Entries with page source code:
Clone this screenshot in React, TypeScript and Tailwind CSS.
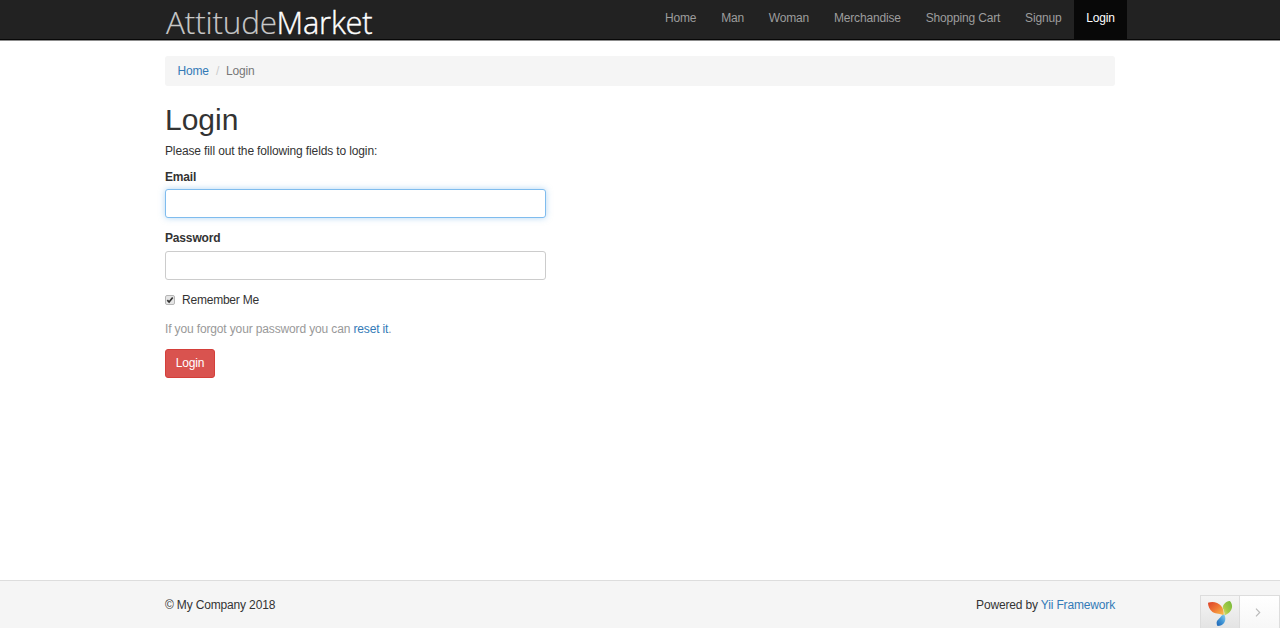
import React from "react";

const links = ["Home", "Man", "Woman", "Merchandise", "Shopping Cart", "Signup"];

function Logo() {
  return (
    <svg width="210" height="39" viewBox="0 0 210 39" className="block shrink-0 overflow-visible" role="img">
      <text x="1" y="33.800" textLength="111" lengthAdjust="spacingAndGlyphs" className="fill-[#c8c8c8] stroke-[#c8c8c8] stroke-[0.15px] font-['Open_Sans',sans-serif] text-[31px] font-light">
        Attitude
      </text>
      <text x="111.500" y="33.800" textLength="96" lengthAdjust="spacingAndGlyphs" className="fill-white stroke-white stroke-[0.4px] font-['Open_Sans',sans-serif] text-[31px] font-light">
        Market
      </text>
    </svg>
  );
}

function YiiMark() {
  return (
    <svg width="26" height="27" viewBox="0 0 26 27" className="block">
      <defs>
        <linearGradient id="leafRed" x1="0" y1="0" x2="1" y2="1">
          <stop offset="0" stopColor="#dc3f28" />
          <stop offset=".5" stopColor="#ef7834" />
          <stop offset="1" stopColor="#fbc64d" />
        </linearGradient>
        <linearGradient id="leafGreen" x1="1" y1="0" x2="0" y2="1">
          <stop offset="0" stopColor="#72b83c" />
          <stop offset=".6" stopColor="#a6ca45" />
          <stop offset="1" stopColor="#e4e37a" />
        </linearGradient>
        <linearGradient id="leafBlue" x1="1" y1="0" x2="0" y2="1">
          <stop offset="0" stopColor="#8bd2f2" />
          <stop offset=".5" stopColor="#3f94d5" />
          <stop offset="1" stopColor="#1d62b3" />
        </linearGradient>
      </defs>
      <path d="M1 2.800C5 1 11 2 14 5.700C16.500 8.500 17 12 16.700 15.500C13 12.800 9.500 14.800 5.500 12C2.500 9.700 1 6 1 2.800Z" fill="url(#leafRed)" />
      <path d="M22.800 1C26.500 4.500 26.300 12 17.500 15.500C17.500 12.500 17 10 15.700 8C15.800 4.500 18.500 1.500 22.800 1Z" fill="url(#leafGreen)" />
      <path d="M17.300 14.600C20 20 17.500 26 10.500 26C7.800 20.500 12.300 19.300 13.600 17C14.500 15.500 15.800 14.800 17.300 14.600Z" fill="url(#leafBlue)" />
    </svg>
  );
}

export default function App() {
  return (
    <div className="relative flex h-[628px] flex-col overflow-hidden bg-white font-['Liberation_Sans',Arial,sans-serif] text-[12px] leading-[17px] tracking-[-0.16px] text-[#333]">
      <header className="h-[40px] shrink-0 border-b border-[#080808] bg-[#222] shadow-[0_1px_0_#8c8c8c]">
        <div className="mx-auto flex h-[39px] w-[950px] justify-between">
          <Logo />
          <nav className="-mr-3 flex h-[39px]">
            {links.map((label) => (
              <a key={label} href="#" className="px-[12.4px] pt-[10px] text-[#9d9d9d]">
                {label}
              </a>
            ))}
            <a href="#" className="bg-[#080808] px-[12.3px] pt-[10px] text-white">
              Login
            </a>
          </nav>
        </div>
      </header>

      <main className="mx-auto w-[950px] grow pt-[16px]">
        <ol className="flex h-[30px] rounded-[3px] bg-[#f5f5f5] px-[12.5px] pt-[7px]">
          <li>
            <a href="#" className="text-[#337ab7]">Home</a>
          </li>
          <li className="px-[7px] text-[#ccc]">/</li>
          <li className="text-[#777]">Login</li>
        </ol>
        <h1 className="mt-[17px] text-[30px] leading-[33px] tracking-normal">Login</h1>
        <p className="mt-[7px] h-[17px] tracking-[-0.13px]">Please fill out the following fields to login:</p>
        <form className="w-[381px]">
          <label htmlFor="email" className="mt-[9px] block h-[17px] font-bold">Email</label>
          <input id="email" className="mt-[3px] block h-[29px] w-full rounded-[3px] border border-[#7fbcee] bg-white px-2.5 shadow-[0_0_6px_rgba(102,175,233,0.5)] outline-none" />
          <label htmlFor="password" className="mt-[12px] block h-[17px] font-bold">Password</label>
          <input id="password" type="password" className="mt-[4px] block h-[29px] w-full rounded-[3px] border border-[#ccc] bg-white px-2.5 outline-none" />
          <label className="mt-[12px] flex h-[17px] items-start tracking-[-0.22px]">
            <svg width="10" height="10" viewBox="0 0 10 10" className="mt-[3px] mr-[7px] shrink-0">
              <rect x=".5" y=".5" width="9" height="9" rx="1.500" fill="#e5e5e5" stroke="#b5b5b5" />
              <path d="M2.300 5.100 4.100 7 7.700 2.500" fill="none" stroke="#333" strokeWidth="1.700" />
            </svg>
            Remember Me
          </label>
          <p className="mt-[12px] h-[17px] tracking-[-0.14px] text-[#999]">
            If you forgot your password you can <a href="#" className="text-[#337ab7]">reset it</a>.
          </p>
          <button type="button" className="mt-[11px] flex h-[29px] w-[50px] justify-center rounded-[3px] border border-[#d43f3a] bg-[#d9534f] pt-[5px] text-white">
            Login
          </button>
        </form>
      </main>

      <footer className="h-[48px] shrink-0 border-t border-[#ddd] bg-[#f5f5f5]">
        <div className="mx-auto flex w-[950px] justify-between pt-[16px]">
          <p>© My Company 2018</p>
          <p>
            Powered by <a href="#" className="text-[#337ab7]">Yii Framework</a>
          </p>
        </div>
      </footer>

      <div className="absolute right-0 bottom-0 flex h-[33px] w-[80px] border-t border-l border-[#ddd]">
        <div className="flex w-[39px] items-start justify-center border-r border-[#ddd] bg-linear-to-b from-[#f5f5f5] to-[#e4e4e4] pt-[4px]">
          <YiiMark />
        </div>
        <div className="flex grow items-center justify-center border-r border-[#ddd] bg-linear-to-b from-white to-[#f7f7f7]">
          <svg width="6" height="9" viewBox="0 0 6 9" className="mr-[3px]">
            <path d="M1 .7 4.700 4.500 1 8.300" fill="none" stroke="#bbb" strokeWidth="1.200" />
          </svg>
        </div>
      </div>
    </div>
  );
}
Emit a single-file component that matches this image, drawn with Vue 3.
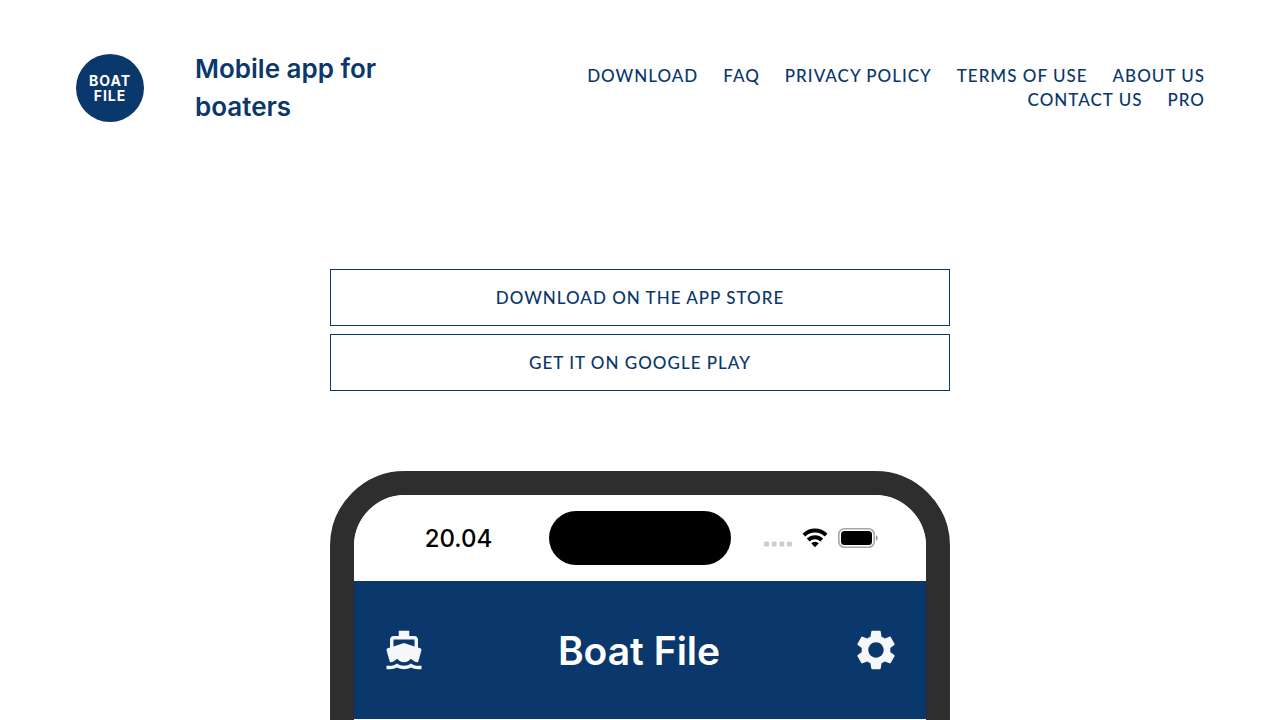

WHAT TO WORK ON:
Reproduce the entries exactly. Do not carry over any picture.

COMPLETED TASK:
Clone this screenshot in React, TypeScript and Tailwind CSS.
import React from "react";

const links = ["Home", "Man", "Woman", "Merchandise", "Shopping Cart", "Signup"];

function Logo() {
  return (
    <svg width="210" height="39" viewBox="0 0 210 39" className="block shrink-0 overflow-visible" role="img">
      <text x="1" y="33.800" textLength="111" lengthAdjust="spacingAndGlyphs" className="fill-[#c8c8c8] stroke-[#c8c8c8] stroke-[0.15px] font-['Open_Sans',sans-serif] text-[31px] font-light">
        Attitude
      </text>
      <text x="111.500" y="33.800" textLength="96" lengthAdjust="spacingAndGlyphs" className="fill-white stroke-white stroke-[0.4px] font-['Open_Sans',sans-serif] text-[31px] font-light">
        Market
      </text>
    </svg>
  );
}

function YiiMark() {
  return (
    <svg width="26" height="27" viewBox="0 0 26 27" className="block">
      <defs>
        <linearGradient id="leafRed" x1="0" y1="0" x2="1" y2="1">
          <stop offset="0" stopColor="#dc3f28" />
          <stop offset=".5" stopColor="#ef7834" />
          <stop offset="1" stopColor="#fbc64d" />
        </linearGradient>
        <linearGradient id="leafGreen" x1="1" y1="0" x2="0" y2="1">
          <stop offset="0" stopColor="#72b83c" />
          <stop offset=".6" stopColor="#a6ca45" />
          <stop offset="1" stopColor="#e4e37a" />
        </linearGradient>
        <linearGradient id="leafBlue" x1="1" y1="0" x2="0" y2="1">
          <stop offset="0" stopColor="#8bd2f2" />
          <stop offset=".5" stopColor="#3f94d5" />
          <stop offset="1" stopColor="#1d62b3" />
        </linearGradient>
      </defs>
      <path d="M1 2.800C5 1 11 2 14 5.700C16.500 8.500 17 12 16.700 15.500C13 12.800 9.500 14.800 5.500 12C2.500 9.700 1 6 1 2.800Z" fill="url(#leafRed)" />
      <path d="M22.800 1C26.500 4.500 26.300 12 17.500 15.500C17.500 12.500 17 10 15.700 8C15.800 4.500 18.500 1.500 22.800 1Z" fill="url(#leafGreen)" />
      <path d="M17.300 14.600C20 20 17.500 26 10.500 26C7.800 20.500 12.300 19.300 13.600 17C14.500 15.500 15.800 14.800 17.300 14.600Z" fill="url(#leafBlue)" />
    </svg>
  );
}

export default function App() {
  return (
    <div className="relative flex h-[628px] flex-col overflow-hidden bg-white font-['Liberation_Sans',Arial,sans-serif] text-[12px] leading-[17px] tracking-[-0.16px] text-[#333]">
      <header className="h-[40px] shrink-0 border-b border-[#080808] bg-[#222] shadow-[0_1px_0_#8c8c8c]">
        <div className="mx-auto flex h-[39px] w-[950px] justify-between">
          <Logo />
          <nav className="-mr-3 flex h-[39px]">
            {links.map((label) => (
              <a key={label} href="#" className="px-[12.4px] pt-[10px] text-[#9d9d9d]">
                {label}
              </a>
            ))}
            <a href="#" className="bg-[#080808] px-[12.3px] pt-[10px] text-white">
              Login
            </a>
          </nav>
        </div>
      </header>

      <main className="mx-auto w-[950px] grow pt-[16px]">
        <ol className="flex h-[30px] rounded-[3px] bg-[#f5f5f5] px-[12.5px] pt-[7px]">
          <li>
            <a href="#" className="text-[#337ab7]">Home</a>
          </li>
          <li className="px-[7px] text-[#ccc]">/</li>
          <li className="text-[#777]">Login</li>
        </ol>
        <h1 className="mt-[17px] text-[30px] leading-[33px] tracking-normal">Login</h1>
        <p className="mt-[7px] h-[17px] tracking-[-0.13px]">Please fill out the following fields to login:</p>
        <form className="w-[381px]">
          <label htmlFor="email" className="mt-[9px] block h-[17px] font-bold">Email</label>
          <input id="email" className="mt-[3px] block h-[29px] w-full rounded-[3px] border border-[#7fbcee] bg-white px-2.5 shadow-[0_0_6px_rgba(102,175,233,0.5)] outline-none" />
          <label htmlFor="password" className="mt-[12px] block h-[17px] font-bold">Password</label>
          <input id="password" type="password" className="mt-[4px] block h-[29px] w-full rounded-[3px] border border-[#ccc] bg-white px-2.5 outline-none" />
          <label className="mt-[12px] flex h-[17px] items-start tracking-[-0.22px]">
            <svg width="10" height="10" viewBox="0 0 10 10" className="mt-[3px] mr-[7px] shrink-0">
              <rect x=".5" y=".5" width="9" height="9" rx="1.500" fill="#e5e5e5" stroke="#b5b5b5" />
              <path d="M2.300 5.100 4.100 7 7.700 2.500" fill="none" stroke="#333" strokeWidth="1.700" />
            </svg>
            Remember Me
          </label>
          <p className="mt-[12px] h-[17px] tracking-[-0.14px] text-[#999]">
            If you forgot your password you can <a href="#" className="text-[#337ab7]">reset it</a>.
          </p>
          <button type="button" className="mt-[11px] flex h-[29px] w-[50px] justify-center rounded-[3px] border border-[#d43f3a] bg-[#d9534f] pt-[5px] text-white">
            Login
          </button>
        </form>
      </main>

      <footer className="h-[48px] shrink-0 border-t border-[#ddd] bg-[#f5f5f5]">
        <div className="mx-auto flex w-[950px] justify-between pt-[16px]">
          <p>© My Company 2018</p>
          <p>
            Powered by <a href="#" className="text-[#337ab7]">Yii Framework</a>
          </p>
        </div>
      </footer>

      <div className="absolute right-0 bottom-0 flex h-[33px] w-[80px] border-t border-l border-[#ddd]">
        <div className="flex w-[39px] items-start justify-center border-r border-[#ddd] bg-linear-to-b from-[#f5f5f5] to-[#e4e4e4] pt-[4px]">
          <YiiMark />
        </div>
        <div className="flex grow items-center justify-center border-r border-[#ddd] bg-linear-to-b from-white to-[#f7f7f7]">
          <svg width="6" height="9" viewBox="0 0 6 9" className="mr-[3px]">
            <path d="M1 .7 4.700 4.500 1 8.300" fill="none" stroke="#bbb" strokeWidth="1.200" />
          </svg>
        </div>
      </div>
    </div>
  );
}
Emit a single-file component that matches this image, drawn with Vue 3.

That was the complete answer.